Pero ahora que ya hemos conquistado nuestros derechos, que hemos conquistado nuestras caras libertades, que hemos derrocado esa dictadura que parecía eterna, que parecía omnipotente, ahora que el pueblo ha conquistado su soberanía, ahora se abre en nuestra patria una nueva senda para el pueblo; va a gobernarse por sí solo, va a marchar sin tropiezo alguno por la ancha vía del progreso dentro de la libertad y de la ley.
Quiero que se dé bien cuenta todo ciudadano de la inmensa responsabilidad que ha contraído con la patria. Si bien es cierto que ahora todos gozan del privilegio de ser libres, todos pueden manifestar sus opiniones, todos pueden dar amplia expansión a sus sentimientos generosos, también lo es que han contraído una gran responsabilidad, porque aparejados a esos sagrados derechos, derechos que han conquistado, existen sagrados deberes para con la patria, los deberes que tiene todo ciudadano para salvar a su patria en todas las esferas sociales, en todos los campos de la actividad humana.

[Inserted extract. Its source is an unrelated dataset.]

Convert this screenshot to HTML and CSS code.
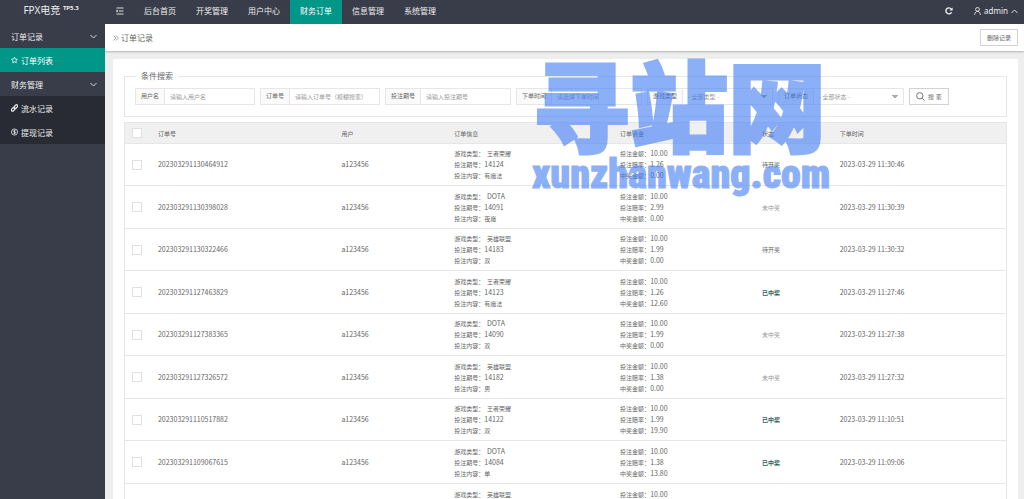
FILE: index.html
```html
<!DOCTYPE html>
<html lang="zh-CN">
<head>
    <meta charset="UTF-8">
    <meta name="viewport" content="width=device-width, initial-scale=1.0">
    <title>订单记录</title>
    <link rel="stylesheet" href="styles.css">
</head>
<body>
    <header class="header">
        <a href="#" class="logo">FPX电竞 <sup>TP5.3</sup></a>
        <button type="button" class="menu-toggle" aria-label="菜单">
            <svg width="8" height="8" viewBox="0 0 8 8"><path d="M0.5 1h7M3 4h4.5M0.5 7h7" /><path class="fill" d="M0.5 2.6l2 1.4-2 1.4z" /></svg>
        </button>
        <nav class="nav">
            <a href="#">后台首页</a>
            <a href="#">开奖管理</a>
            <a href="#">用户中心</a>
            <a href="#" class="active">财务订单</a>
            <a href="#">信息管理</a>
            <a href="#">系统管理</a>
        </nav>
        <div class="tools">
            <button type="button" aria-label="刷新">
                <svg width="8" height="8" viewBox="0 0 8 8"><path class="thick" d="M6.6 5.2A3 3 0 1 1 6.3 2" /><path class="fill" d="M7.6 0.4v3.2H4.4z" /></svg>
            </button>
            <a href="#" class="user">
                <svg width="7" height="8" viewBox="0 0 7 8"><circle cx="3.5" cy="2.4" r="1.9" /><path d="M0.6 7.8C0.8 5.6 2 4.5 3.5 4.3 5 4.5 6.2 5.6 6.4 7.8" /></svg>
                <span>admin</span>
                <svg width="7" height="5" viewBox="0 0 7 5"><path d="M0.5 4l3-3 3 3" /></svg>
            </a>
        </div>
    </header>

    <div class="body">
        <aside class="sidebar">
            <a href="#" class="group">订单记录 <svg width="7" height="5" viewBox="0 0 7 5"><path d="M0.5 1l3 3 3-3" /></svg></a>
            <a href="#" class="active">
                <svg width="7" height="8" viewBox="0 0 8 8"><path d="M4 0.7l1 2.2 2.4 0.3-1.8 1.6 0.5 2.4L4 6 1.9 7.2l0.5-2.4L0.6 3.2 3 2.9z" /></svg>
                订单列表
            </a>
            <a href="#" class="group">财务管理 <svg width="7" height="5" viewBox="0 0 7 5"><path d="M0.5 1l3 3 3-3" /></svg></a>
            <div class="sub">
                <a href="#">
                    <svg width="7" height="8" viewBox="0 0 8 8"><g class="thick"><rect x="3.3" y="1" width="4.6" height="2.8" rx="1.4" transform="rotate(-45 5.6 2.4)" /><rect x="0.1" y="4.2" width="4.6" height="2.8" rx="1.4" transform="rotate(-45 2.4 5.6)" /></g></svg>
                    流水记录
                </a>
                <a href="#">
                    <svg width="7" height="8" viewBox="0 0 8 8"><circle cx="4" cy="4" r="3.5" /><path d="M5.2 2.8C4.6 2 2.8 2.2 2.9 3.1 3 4.1 5.2 3.7 5.2 4.9 5.2 5.9 3.3 6 2.7 5.2M4 1.5v5" /></svg>
                    提现记录
                </a>
            </div>
        </aside>

        <main class="main">
            <div class="crumb">
                <h1><svg width="6" height="6" viewBox="0 0 6 6"><path d="M0.5 0.5L3 3 0.5 5.5M3 0.5L5.5 3 3 5.5" /></svg> 订单记录</h1>
                <button type="button" class="btn">删除记录</button>
            </div>

            <div class="panel">
                <form>
                    <fieldset class="search">
                        <legend>条件搜索</legend>
                        <div class="fields">
                            <div class="field">
                                <label for="username">用户名</label>
                                <input type="text" id="username" placeholder="请输入用户名">
                            </div>
                            <div class="field">
                                <label for="orderNo">订单号</label>
                                <input type="text" id="orderNo" placeholder="请输入订单号（模糊搜索）">
                            </div>
                            <div class="field">
                                <label for="issue">投注期号</label>
                                <input type="text" id="issue" placeholder="请输入投注期号">
                            </div>
                            <div class="field">
                                <label for="orderTime">下单时间</label>
                                <input type="text" id="orderTime" placeholder="请选择下单时间">
                            </div>
                            <div class="field">
                                <label for="gameType">游戏类型</label>
                                <select id="gameType"><option>- 全部类型 -</option></select>
                            </div>
                            <div class="field">
                                <label for="status">订单状态</label>
                                <select id="status"><option>- 全部状态 -</option></select>
                            </div>
                            <button type="submit" class="btn">
                                <svg width="9" height="9" viewBox="0 0 9 9"><circle cx="3.8" cy="3.8" r="3.2" /><path d="M6.2 6.2l2.4 2.4" /></svg>
                                搜 索
                            </button>
                        </div>
                    </fieldset>
                </form>

                <table class="orders">
                    <thead>
                        <tr>
                            <th class="col-check"><input type="checkbox" aria-label="全选"></th>
                            <th class="col-no">订单号</th>
                            <th class="col-user">用户</th>
                            <th class="col-info">订单信息</th>
                            <th class="col-money">订单资金</th>
                            <th class="col-status">状态</th>
                            <th>下单时间</th>
                        </tr>
                    </thead>
                    <tbody>
                        <tr>
                            <td><input type="checkbox" aria-label="选择"></td>
                            <td class="num">202303291130464912</td>
                            <td class="num">a123456</td>
                            <td>游戏类型：&nbsp; 王者荣耀<br>投注期号：<span class="num">14124</span><br>投注内容：有魔法</td>
                            <td>投注金额：<span class="num">10.00</span><br>投注赔率：<span class="num">1.26</span><br>中奖金额：<span class="num">0.00</span></td>
                            <td>待开奖</td>
                            <td class="num">2023-03-29 11:30:46</td>
                        </tr>
                        <tr>
                            <td><input type="checkbox" aria-label="选择"></td>
                            <td class="num">202303291130398028</td>
                            <td class="num">a123456</td>
                            <td>游戏类型：&nbsp; <span class="num">DOTA</span><br>投注期号：<span class="num">14091</span><br>投注内容：夜魔</td>
                            <td>投注金额：<span class="num">10.00</span><br>投注赔率：<span class="num">2.99</span><br>中奖金额：<span class="num">0.00</span></td>
                            <td class="lost">未中奖</td>
                            <td class="num">2023-03-29 11:30:39</td>
                        </tr>
                        <tr>
                            <td><input type="checkbox" aria-label="选择"></td>
                            <td class="num">202303291130322466</td>
                            <td class="num">a123456</td>
                            <td>游戏类型：&nbsp; 英雄联盟<br>投注期号：<span class="num">14183</span><br>投注内容：双</td>
                            <td>投注金额：<span class="num">10.00</span><br>投注赔率：<span class="num">1.99</span><br>中奖金额：<span class="num">0.00</span></td>
                            <td>待开奖</td>
                            <td class="num">2023-03-29 11:30:32</td>
                        </tr>
                        <tr>
                            <td><input type="checkbox" aria-label="选择"></td>
                            <td class="num">202303291127463829</td>
                            <td class="num">a123456</td>
                            <td>游戏类型：&nbsp; 王者荣耀<br>投注期号：<span class="num">14123</span><br>投注内容：有魔法</td>
                            <td>投注金额：<span class="num">10.00</span><br>投注赔率：<span class="num">1.26</span><br>中奖金额：<span class="num">12.60</span></td>
                            <td class="won">已中奖</td>
                            <td class="num">2023-03-29 11:27:46</td>
                        </tr>
                        <tr>
                            <td><input type="checkbox" aria-label="选择"></td>
                            <td class="num">202303291127383365</td>
                            <td class="num">a123456</td>
                            <td>游戏类型：&nbsp; <span class="num">DOTA</span><br>投注期号：<span class="num">14090</span><br>投注内容：双</td>
                            <td>投注金额：<span class="num">10.00</span><br>投注赔率：<span class="num">1.99</span><br>中奖金额：<span class="num">0.00</span></td>
                            <td class="lost">未中奖</td>
                            <td class="num">2023-03-29 11:27:38</td>
                        </tr>
                        <tr>
                            <td><input type="checkbox" aria-label="选择"></td>
                            <td class="num">202303291127326572</td>
                            <td class="num">a123456</td>
                            <td>游戏类型：&nbsp; 英雄联盟<br>投注期号：<span class="num">14182</span><br>投注内容：男</td>
                            <td>投注金额：<span class="num">10.00</span><br>投注赔率：<span class="num">1.38</span><br>中奖金额：<span class="num">0.00</span></td>
                            <td class="lost">未中奖</td>
                            <td class="num">2023-03-29 11:27:32</td>
                        </tr>
                        <tr>
                            <td><input type="checkbox" aria-label="选择"></td>
                            <td class="num">202303291110517882</td>
                            <td class="num">a123456</td>
                            <td>游戏类型：&nbsp; 王者荣耀<br>投注期号：<span class="num">14122</span><br>投注内容：双</td>
                            <td>投注金额：<span class="num">10.00</span><br>投注赔率：<span class="num">1.99</span><br>中奖金额：<span class="num">19.90</span></td>
                            <td class="won">已中奖</td>
                            <td class="num">2023-03-29 11:10:51</td>
                        </tr>
                        <tr>
                            <td><input type="checkbox" aria-label="选择"></td>
                            <td class="num">202303291109067615</td>
                            <td class="num">a123456</td>
                            <td>游戏类型：&nbsp; <span class="num">DOTA</span><br>投注期号：<span class="num">14084</span><br>投注内容：单</td>
                            <td>投注金额：<span class="num">10.00</span><br>投注赔率：<span class="num">1.38</span><br>中奖金额：<span class="num">13.80</span></td>
                            <td class="won">已中奖</td>
                            <td class="num">2023-03-29 11:09:06</td>
                        </tr>
                        <tr>
                            <td></td>
                            <td></td>
                            <td></td>
                            <td class="top">游戏类型：&nbsp; 英雄联盟</td>
                            <td class="top">投注金额：<span class="num">10.00</span></td>
                            <td></td>
                            <td></td>
                        </tr>
                    </tbody>
                </table>
            </div>
        </main>
    </div>

    <div class="watermark">
        <div class="watermark-name">寻站网</div>
        <div class="watermark-site">xunzhanwang.com</div>
    </div>
</body>
</html>
```
FILE: styles.css
```css
* {
    margin: 0;
    padding: 0;
    box-sizing: border-box;
}

body {
    height: 100vh;
    display: flex;
    flex-direction: column;
    overflow: hidden;
    font-family: "Noto Sans", "Noto Sans CJK SC", sans-serif;
    font-size: 8px;
    color: #666;
    background: #eee;
}

a {
    color: inherit;
    text-decoration: none;
}

button,
input,
select {
    font-family: inherit;
    font-size: 6px;
    color: inherit;
}

svg {
    flex: none;
    fill: none;
    stroke: currentColor;
    stroke-width: 0.9;
}

svg .thick {
    stroke-width: 1.4;
}

svg .fill {
    fill: currentColor;
    stroke: none;
}

/* header */
.header {
    display: flex;
    flex: none;
    height: 24px;
    line-height: 22px;
    background: #393d49;
    color: #eee;
}

.logo {
    width: 105px;
    padding-right: 3px;
    text-align: center;
    font-size: 10px;
    line-height: 20px;
}

.logo sup {
    font-size: 6px;
    font-weight: bold;
    line-height: 1;
}

.menu-toggle,
.tools button {
    display: flex;
    align-items: center;
    justify-content: center;
    width: 29px;
    height: 22px;
    border: none;
    background: none;
    color: #eee;
}

.nav {
    display: flex;
}

.nav a {
    padding: 0 10px;
}

.nav .active,
.sidebar .active {
    background: #009688;
    color: #fff;
}

.nav .active {
    height: 24px;
}

.tools {
    display: flex;
    margin-left: auto;
    padding-right: 6px;
    gap: 11px;
}

.user {
    display: flex;
    align-items: center;
    gap: 3px;
    height: 22px;
}

.body {
    display: flex;
    flex: 1;
    min-height: 0;
}

/* sidebar */
.sidebar {
    flex: none;
    width: 105px;
    background: #393d49;
    color: #eee;
}

.sidebar a {
    display: flex;
    align-items: center;
    gap: 3px;
    height: 24px;
    padding: 0 8px 0 11px;
}

.sidebar .group {
    justify-content: space-between;
}

.sidebar .sub {
    background: #282b33;
}

/* content */
.main {
    flex: 1;
    min-width: 0;
    overflow: hidden;
}

.crumb {
    display: flex;
    align-items: center;
    justify-content: space-between;
    height: 27px;
    padding: 0 6px 0 8px;
    background: #fff;
    box-shadow: 0 1px 2px rgba(0, 0, 0, 0.25);
}

.crumb h1 {
    font-size: 8px;
    font-weight: normal;
}

.crumb svg {
    color: #999;
}

.btn {
    display: flex;
    align-items: center;
    gap: 3px;
    height: 17px;
    padding: 0 6px;
    border: 1px solid #d2d2d2;
    background: #fff;
    cursor: pointer;
}

.panel {
    margin: 8px 6px 0 8px;
    padding: 11px 11px 0;
    background: #fff;
}

.search {
    min-width: 0;
    border: 1px solid #e6e6e6;
    padding: 6px 10px 11px;
}

.search legend {
    margin-left: 1px;
    padding: 0 5px;
    line-height: 12px;
}

.fields {
    display: flex;
    gap: 5px;
}

.field {
    display: flex;
    height: 17px;
    border: 1px solid #e6e6e6;
}

.field label {
    padding: 0 5px;
    border-right: 1px solid #e6e6e6;
    background: #fafafa;
    font-size: 6px;
    line-height: 15px;
}

.field input,
.field select {
    width: 89px;
    padding: 0 5px;
    border: none;
    border-radius: 0;
    outline: none;
    background: #fff;
}

.field select {
    appearance: none;
    color: #999;
    background: linear-gradient(to bottom right, #aaa 60%, transparent 60%) right 5px top 6px / 3px 3px no-repeat,
        linear-gradient(to bottom left, #aaa 60%, transparent 60%) right 8px top 6px / 3px 3px no-repeat;
}

.field input::placeholder {
    color: #999;
}

/* order table */
.orders {
    width: 100%;
    margin-top: 5px;
    border: 1px solid #e6e6e6;
    border-collapse: collapse;
    table-layout: fixed;
    font-family: "Noto Sans CJK SC", sans-serif;
    font-size: 6px;
    line-height: 11px;
}

.orders th {
    height: 21px;
    padding: 0 7px;
    background: #f0f0f0;
    text-align: left;
    font-weight: normal;
}

.orders td {
    height: 42px;
    padding: 0 7px;
    border-top: 1px solid #e6e6e6;
    white-space: nowrap;
}

.orders tr:nth-child(even) td {
    height: 43px;
}

.orders .top {
    padding-top: 5px;
    vertical-align: top;
}

.orders input {
    display: block;
    appearance: none;
    width: 10px;
    height: 10px;
    border: 1px solid #e0e0e0;
    background: #fff;
}

.orders .num {
    font-size: 7px;
}

.orders span.num {
    line-height: 9px;
}

.col-check {
    width: 3%;
}

.col-no {
    width: 20.8%;
}

.col-user {
    width: 12.8%;
}

.col-info {
    width: 18.8%;
}

.col-money {
    width: 16.1%;
}

.col-status {
    width: 8.8%;
}

.orders .lost {
    color: #999;
}

.orders .won {
    color: #2f5f57;
    font-weight: bold;
}

/* overlay mark */
.watermark {
    position: absolute;
    top: 50px;
    left: 532px;
    color: #407cf5;
    opacity: 0.6;
    pointer-events: none;
    white-space: nowrap;
}

.watermark-name {
    font-family: "Noto Sans CJK SC", sans-serif;
    font-size: 98px;
    font-weight: 900;
    line-height: 102px;
    -webkit-text-stroke: 3px #407cf5;
}

.watermark-site {
    font-family: "Liberation Sans Narrow", "Roboto Condensed", sans-serif;
    font-size: 40px;
    font-weight: 900;
    line-height: 46px;
    -webkit-text-stroke: 1px #407cf5;
}
```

Más de treinta años de dictadura han acostumbrado al pueblo a verse gobernado siempre por sus opresores y difícilmente se da cuenta ahora de que sus gobernantes no son ya sus opresores, de que sus gobernantes son sus mandatarios, de que son sus servidores y sus mejores y más fieles amigos.
El pueblo debe, pues, ver en sus gobernantes a sus servidores, y no esperar todo de ellos; todo debe esperarlo de sí mismo, y así como su libertad la ha conquistado únicamente él con su esfuerzo, así ahora para reconstruir a la patria, para encaminarla por el sendero del progreso todo debe esperarlo de sí mismo, de su esfuerzo propio, de su esfuerzo individual y colectivo.

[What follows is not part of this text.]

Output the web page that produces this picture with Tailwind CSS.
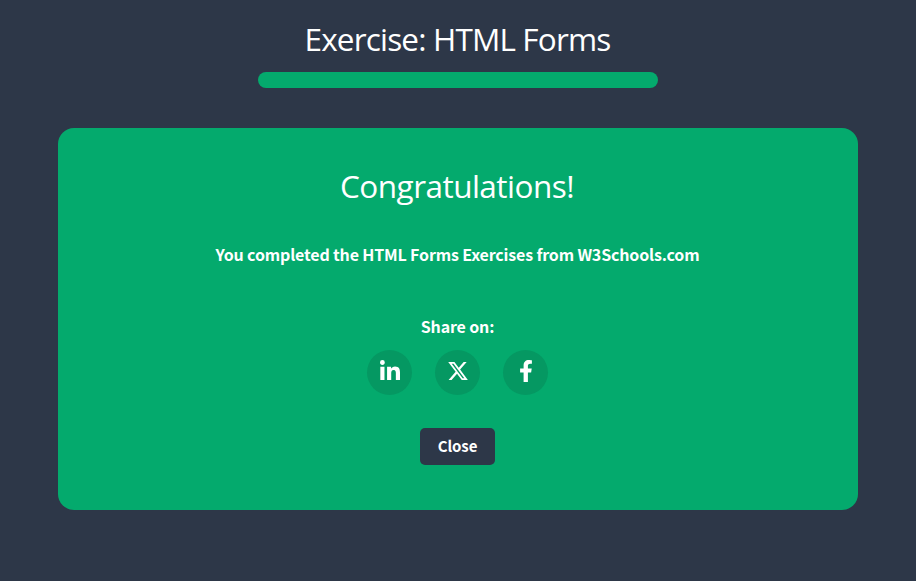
<!DOCTYPE html>
<html lang="en">
<head>
<meta charset="utf-8">
<title>Exercise: HTML Forms</title>
<script src="https://cdn.jsdelivr.net/npm/@tailwindcss/browser@4"></script>
</head>
<body class="flex h-screen flex-col items-center overflow-hidden bg-[#2d3748] font-['Noto_Sans_CJK_SC',sans-serif] text-white">
  <h1 class="mt-[15px] h-[49px] whitespace-nowrap pr-px font-['Open_Sans',sans-serif] text-[31.5px] leading-12 tracking-[-0.83px]">Exercise: HTML Forms</h1>
  <div class="mt-2 h-4 w-[400px] shrink-0 rounded-full bg-[#04aa6d]"></div>
  <main class="mt-10 flex h-[382px] w-[800px] shrink-0 flex-col items-center rounded-2xl bg-[#04aa6d] pr-px">
    <h2 class="mt-[34px] h-12 whitespace-nowrap pr-px font-['Open_Sans',sans-serif] text-[31.5px] leading-12 tracking-[-0.53px]">Congratulations!</h2>
    <p class="mt-8 h-6 whitespace-nowrap text-[16px] leading-6 font-bold tracking-[-0.16px]">You completed the HTML Forms Exercises from W3Schools.com</p>
    <p class="mt-12 h-6 whitespace-nowrap text-[16px] leading-6 font-bold tracking-[-0.16px]">Share on:</p>
    <div class="mt-3 flex gap-[23px]">
      <a class="flex size-[45px] items-center justify-center rounded-full bg-[#059862]" aria-label="LinkedIn">
        <svg class="mb-[3px] ml-px h-[23px] w-[20px]" viewBox="0 0 448 512" fill="currentColor"><path d="M100.28 448H7.4V148.9h92.88zM53.79 108.1C24.09 108.1 0 83.5 0 53.8a53.79 53.79 0 0 1 107.58 0c0 29.7-24.1 54.3-53.79 54.3zM447.9 448h-92.68V302.4c0-34.7-.7-79.2-48.29-79.2-48.29 0-55.69 37.7-55.69 76.7V448h-92.78V148.9h89.08v40.8h1.3c12.4-23.5 42.69-48.3 87.88-48.3 94 0 111.28 61.9 111.28 142.3V448z"/></svg>
      </a>
      <a class="flex size-[45px] items-center justify-center rounded-full bg-[#059862]" aria-label="X">
        <svg class="mb-[3px] ml-px h-[18px] w-[20px]" viewBox="21.8 48 468.9 416" preserveAspectRatio="none" fill="currentColor"><path d="M389.2 48h70.6L305.6 224.2 487 464H345L233.7 318.6 106.5 464H35.8L200.7 275.5 26.8 48H172.4L272.9 180.9 389.2 48zM364.4 421.8h39.1L151.1 88h-42L364.4 421.8z"/></svg>
      </a>
      <a class="flex size-[45px] items-center justify-center rounded-full bg-[#059862]" aria-label="Facebook">
        <svg class="mb-[3px] ml-px h-[22px] w-[14px]" viewBox="0 0 320 512" fill="currentColor"><path d="m279.14 288 14.22-92.66h-88.91v-60.13c0-25.35 12.42-50.06 52.24-50.06h40.42V6.26S260.43 0 225.36 0c-73.22 0-121.08 44.38-121.08 124.72v70.62H22.89V288h81.39v224h100.17V288z"/></svg>
      </a>
    </div>
    <button class="mt-[33px] h-[37px] w-[75px] rounded-[5px] bg-[#2d3748] pb-[2px] text-[15px] leading-[35px] font-bold tracking-[-0.1px]">Close</button>
  </main>
</body>
</html>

No os quejéis vosotros a vuestros gobernantes, si los beneficios de la revolución no son inmediatos; no depende de vuestros gobernantes, depende de las circunstancias mismas porque atraviesa la República. Necesitamos un esfuerzo constante, continuo, de todos los ciudadanos para mejorar la situación del pueblo, para elevar al ciudadano, para mejorar la situación de las clases proletarias que tanto han sufrido bajo la pasada administración; pero como lo he dicho en otras oportunidades, la situación del obrero y de la clase proletaria no se mejorará con leyes ni decretos, sino con el esfuerzo constante de todos los ciudadanos; reprimiendo sus vicios, practicando el ahorro, que es la base de la riqueza, procurando desarrollar las virtudes del ciudadano, porque hombre virtuoso es hombre feliz, porque la felicidad radica dentro de nosotros mismos y no depende de las circunstancias que nos rodean.
No puedo dejar inadvertidos los dolorosos acontecimientos que se desarrollaron esta última noche aquí en Puebla. Aunque no se sabe, por lo menos yo ignoro, cuál sea la causa que los produjo, no ha habido ningún motivo fundado; ninguna persona, ningún ciudadano de ninguna categoría a que perteneciese, tenía derecho a perturbar el orden, porque las autoridades daban garantías a todos los ciudadanos, a todas las manifestaciones lícitas. Y no fue un movimiento contra el gobierno; fue un movimiento que no se sabe cuál fue su origen, ni cuál fue su objeto; pero es bueno que sepáis que el gobierno sabrá aplicar la ley y la aplicará con rigor, porque el gobierno, como el representante legítimo del pueblo, debe ser justo y debe ser fuerte para aplicar la ley, a fin de dar garantías a todos los ciudadanos, a fin de dar libertad para que se manifiesten todas las actividades sanas y a fin de que, marchando por el luminoso sendero que nos traza nuestra ley y nuestra Constitución, puedan encauzar debidamente todas las energías nacionales, y el pueblo mexicano llegue a la altura en que todos anhelamos verlo, y nuestra patria ocupe un puesto privilegiado entre las naciones más civilizadas del mundo.